Confirm that (+) red connections and (-) black connections are correct at the speaker and receiver ends of the cables. Steve Guttenberg

I recently met with Chris Kyriakakis, Audyssey’s CTO and founder, to talk about new developments at Audyssey, and while I had his ear, I brought up my concerns about autosetup problems. He followed up with a list of tips that generally apply to most autosetup systems. There’s a lot of useful information about Audyssey setup on the company’s Web site.

Kyriakakis advises that if you have a subwoofer, all of your speaker-size settings should be “small.” Audyssey works best that way, and there’s a practical advantage to small settings: they redirect the speakers’ bass to the subwoofer, so the receiver’s amplifiers don’t have to reproduce low frequencies.

Continuing with subs, Kyriakakis recommends using the sub’s direct input (aka, LFE input). That input bypasses the filters in the subwoofer and allows the bass management system in the receiver to operate properly. If there is no direct input, then the lowpass filter knob on the subwoofer should be set to the highest frequency it allows. Set the subwoofer volume control to its midpoint. If there is a Phase control, it should be set to 0 degrees.

We next covered calibration microphone placement; note that the delays (speaker-to-mic distances) and volume levels are calculated only from the first mic position, so it’s important that you start in the exact center of the listening area, at the same distance from the left and right front speakers.

If the subwoofer settings aren’t correct, autosetup won’t work properly. Steve Guttenberg

The mic should always be placed at a seated listener’s ear height and facing the ceiling; it’s calibrated to work best that way. The ideal way to position the mic is to place it on a camera tripod. Start in the center position and then move 2 feet to the left of it and then 2 feet to the right. Continuing through the next mic positions move 2 feet forward and take three more measurements in parallel with the first three. If you have Audyssey MultEQ XT, take the seventh and eighth measurements about 1 foot to either side of the center point and slightly forward of it (or behind it, if the couch is not up against the wall).

Kyriakakis does not recommend taking mic measurements from every seat, and if there are seats off to the side, they should be avoided. The idea is to capture information in the central listening area, and try to avoid placing the mic within a foot of the back wall. The bass buildup that happens there would result in too little bass.

I’ll be using Kyriakakis’ tips in my next Audyssey-equipped receiver review.

So maybe automatic setup isn’t so auto after all; getting it right takes a lot of work.
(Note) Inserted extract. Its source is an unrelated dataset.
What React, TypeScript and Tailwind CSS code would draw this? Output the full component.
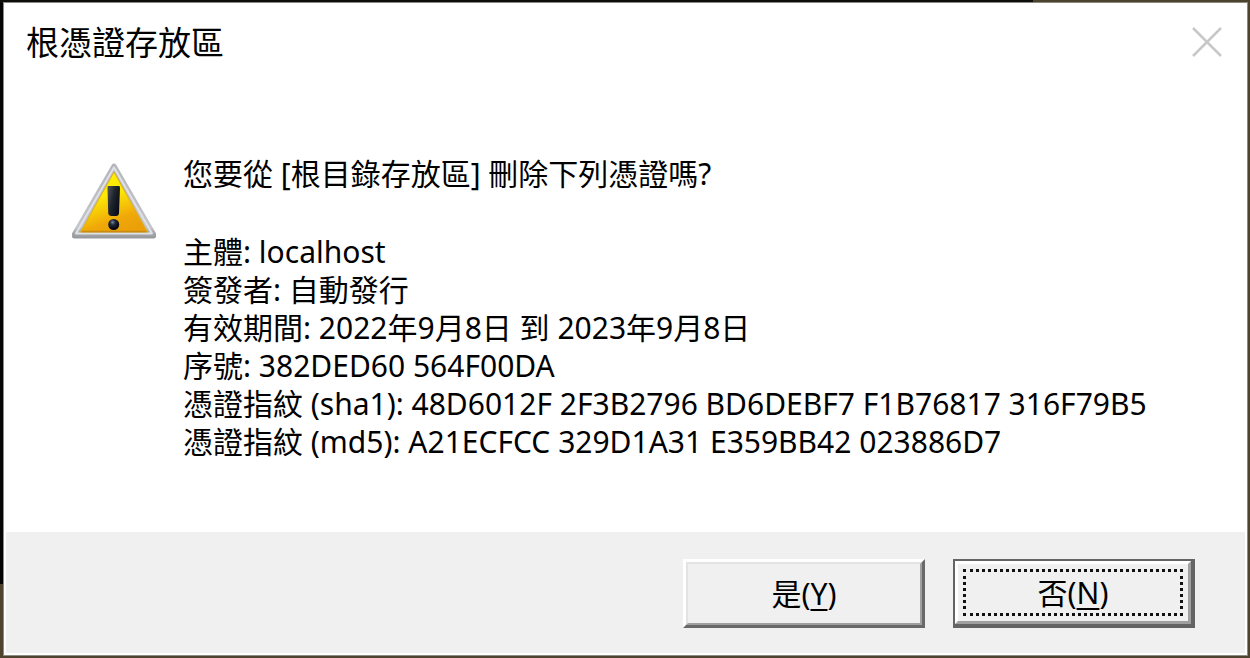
import type { ReactNode } from "react";

const details: [string, string][] = [
  ["主體", "localhost"],
  ["簽發者", "自動發行"],
  ["有效期間", "2022年9月8日 到 2023年9月8日"],
  ["序號", "382DED60 564F00DA"],
  ["憑證指紋 (sha1)", "48D6012F 2F3B2796 BD6DEBF7 F1B76817 316F79B5"],
  ["憑證指紋 (md5)", "A21ECFCC 329D1A31 E359BB42 023886D7"],
];

function WarningIcon() {
  return (
    <svg viewBox="0 0 88 80" className="h-20 w-[88px] shrink-0" role="img" aria-label="警告">
      <defs>
        <linearGradient id="face" x1="0.2" y1="0" x2="0.6" y2="1">
          <stop offset="0" stopColor="#fff200" />
          <stop offset="0.4" stopColor="#fde806" />
          <stop offset="0.8" stopColor="#f0a808" />
          <stop offset="1" stopColor="#eba00a" />
        </linearGradient>
        <linearGradient id="rim" x1="0" y1="0" x2="0" y2="1">
          <stop offset="0" stopColor="#b5b7bd" />
          <stop offset="0.9" stopColor="#c4c6cc" />
          <stop offset="1" stopColor="#a0a2a6" />
        </linearGradient>
        <linearGradient id="bar" x1="0" y1="0" x2="1" y2="0.6">
          <stop offset="0" stopColor="#55595c" />
          <stop offset="0.5" stopColor="#20242c" />
          <stop offset="1" stopColor="#080c18" />
        </linearGradient>
        <radialGradient id="dot" cx="0.4" cy="0.3" r="0.6">
          <stop offset="0" stopColor="#7787a5" />
          <stop offset="0.4" stopColor="#222a3c" />
          <stop offset="1" stopColor="#060810" />
        </radialGradient>
      </defs>
      <path d="M44 6 83.500 75H4.500Z" fill="#97999d" stroke="#97999d" strokeWidth="5" strokeLinejoin="round" />
      <path d="M44 5 83.500 73H4.500Z" fill="url(#rim)" stroke="url(#rim)" strokeWidth="5" strokeLinejoin="round" />
      <path d="M44 6.500 82 72.500H6Z" fill="none" stroke="#dfe1e6" strokeWidth="2" strokeLinejoin="round" />
      <path d="M44 11 77.500 71H10.500Z" fill="url(#face)" stroke="#dcae20" strokeWidth="1" strokeLinejoin="round" />
      <path d="M11.500 70.500H76.500" stroke="#c98b10" strokeWidth="1.500" />
      <path d="M38 25H49Q50 25 50 27L49 52Q48.800 55 46 55H41.500Q38.500 55 38.200 52L37.500 27Q37.500 25 38 25Z" fill="url(#bar)" />
      <circle cx="43.700" cy="63.500" r="5.500" fill="url(#dot)" />
    </svg>
  );
}

function KeyLabel({ text, accessKey }: { text: string; accessKey: string }) {
  return (
    <span>
      {text}(<span className="underline decoration-2 underline-offset-4">{accessKey}</span>)
    </span>
  );
}

function DialogButton({ children, isDefault = false }: { children: ReactNode; isDefault?: boolean }) {
  return (
    <button
      type="button"
      className={
        isDefault
          ? "h-[69px] w-[242px] border-t-2 border-r-4 border-b-4 border-l-2 border-[#646464] bg-[#f0f0f0]"
          : "h-[69px] w-[242px] border-t-3 border-r-3 border-b-3 border-l-3 border-t-white border-r-[#696969] border-b-[#696969] border-l-white bg-[#f0f0f0]"
      }
    >
      {isDefault ? (
        <span className="flex h-full border-3 border-t-white border-r-[#a0a0a0] border-b-[#a0a0a0] border-l-white p-[5px]">
          <span className="flex flex-1 items-center justify-center border-3 border-dotted border-[#111111]">{children}</span>
        </span>
      ) : (
        <span className="flex h-full items-center justify-center border-2 border-t-[#e3e3e3] border-r-[#a0a0a0] border-b-[#a0a0a0] border-l-[#e3e3e3]">
          {children}
        </span>
      )}
    </button>
  );
}

export default function App() {
  return (
    <div
      lang="zh-TW"
      className="flex min-h-screen flex-col bg-[#4d432f] bg-[linear-gradient(#0d0d0d,#0d0d0d),linear-gradient(#050505,#050505)] bg-[length:1033px_3px,4px_584px] bg-no-repeat pt-[2px] pr-[2px] pb-[2px] pl-[3px] font-['Noto_Sans','Noto_Sans_CJK_TC',sans-serif] text-[30px] text-black"
    >
      <div role="dialog" aria-labelledby="title" aria-describedby="message" className="flex flex-1 flex-col border border-[#8d8a82] bg-white">
        <header className="flex items-center justify-between pt-4 pr-[22px] pl-[22px]">
          <h1 id="title" className="text-[33px] leading-[48px]">根憑證存放區</h1>
          <button type="button" aria-label="關閉" className="flex size-9 items-center justify-center">
            <svg viewBox="0 0 32 32" className="size-8" fill="none" stroke="#c8c8c8" strokeWidth="2.500">
              <path d="M2 1 30 29M30 1 2 29" />
            </svg>
          </button>
        </header>

        <main className="flex flex-1 gap-[25px] pt-[88px] pb-[71px] pl-[66px]">
          <div className="pt-[6px]">
            <WarningIcon />
          </div>
          <div id="message" className="leading-[38px] whitespace-nowrap">
            <p>您要從 [根目錄存放區] 刪除下列憑證嗎?</p>
            <ul className="pt-10">
              {details.map(([label, value]) => (
                <li key={label}>
                  {label}: {value}
                </li>
              ))}
            </ul>
          </div>
        </main>

        <footer className="mx-[2px] mb-[2px] flex justify-end gap-7 bg-[#f0f0f0] pt-[27px] pr-[50px] pb-[25px]">
          <DialogButton>
            <KeyLabel text="是" accessKey="Y" />
          </DialogButton>
          <DialogButton isDefault>
            <KeyLabel text="否" accessKey="N" />
          </DialogButton>
        </footer>
      </div>
    </div>
  );
}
Or do what I do at home: stick with stereo home theaters . No setup skills (other than proper speaker placement) are required, there are no setup menus to navigate, and HT 2.0 is nearly impossible to get wrong.

I almost forgot to mention it, but Audyssey just announced a new setup system, MultEQ XT32, that uses higher-resolution digital-signal processing algorithms for even better sound quality.